I have been living in this land of the free all of my life, but today I
am summoned to appear before public officials, who will accuse me of being
something that our nation hates. All of
this because I named my dog Sputnik.[7] During the
McCarthy era people were taught through propaganda to hate communism, so that
the American people could hate the Russians.
Men and women were pulled from their homes, places of employment and
accused of communism. These accusations
generally had no evidence to substantiate them—nothing that necessarily joined
the individual's lifestyle to a lifestyle of communism.
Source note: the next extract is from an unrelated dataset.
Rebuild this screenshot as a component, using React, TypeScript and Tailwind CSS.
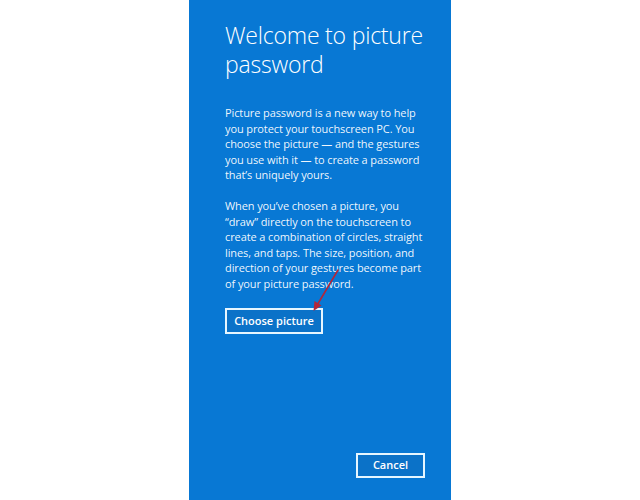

Another counter-example to
rationality and example of coherence is the life of a Japanese-American living
in
In both of the above examples,
people's lives were turned upside down, for no predictable reason. What they knew of reality in the past
wouldn't have prescribed the experiences that they were encountering in the
present. What they experienced didn't
make logical sense, and the experience was not rational. But both of the experiences showed
coherence. Coherence for both
Merleau-Ponty and Husserl emerges out of a horizon where perceptions fit
together. In order for coherence to take
place perceptions must confirm one another.
Coherence of perceptions is measured through the disclosure of
experience. Finally, when different
perspectives blend together meaning emerges from the horizon (Merleau-Ponty
xix).
Phenomenology and hermeneutics, in
combination are an attempt to describe the phenomena within the world and to
give meaning to that phenomena. This is
accomplished through the reaching out [noesis]
toward the phenomena [noema]. This intentionality is never completely
accomplished since we enter the phenomenological and hermeneutical task with
limits. The essence of the thing
described is always from the individual's point of view, yet description and
meaning is not constructed from the individual's imagination; the actual
description and meaning are found within the thing itself, which is already
there within the world which is already there.
Through description of experiences found within the Lebenswelt coherence is
located within the unity of that experience.
Rationality, conversely, has more stringent requirements for
"making sense."
A. The Problem with the Method:
Husserl's presentation of phenomenology, in light of
the Ideen, introduces a serious
problem for hermeneutics. Since
phenomenology is interconnected with hermeneutics, for Ricoeur, the problem for
hermeneutics is also a problem for phenomenology. Ricoeur describes the problem by reference to
five idealistic premises found in Husserl's Nachwort to the Ideen.
For Husserl, justification within
phenomenology is Selbst-Begrundung [self-grounding];
there are paths toward the beginning which are without presuppositions (Ricoeur
Hermeneutics 103). This form of
justification requires a foundation that is proved correct in itself and by
itself, in order that it be self-grounding.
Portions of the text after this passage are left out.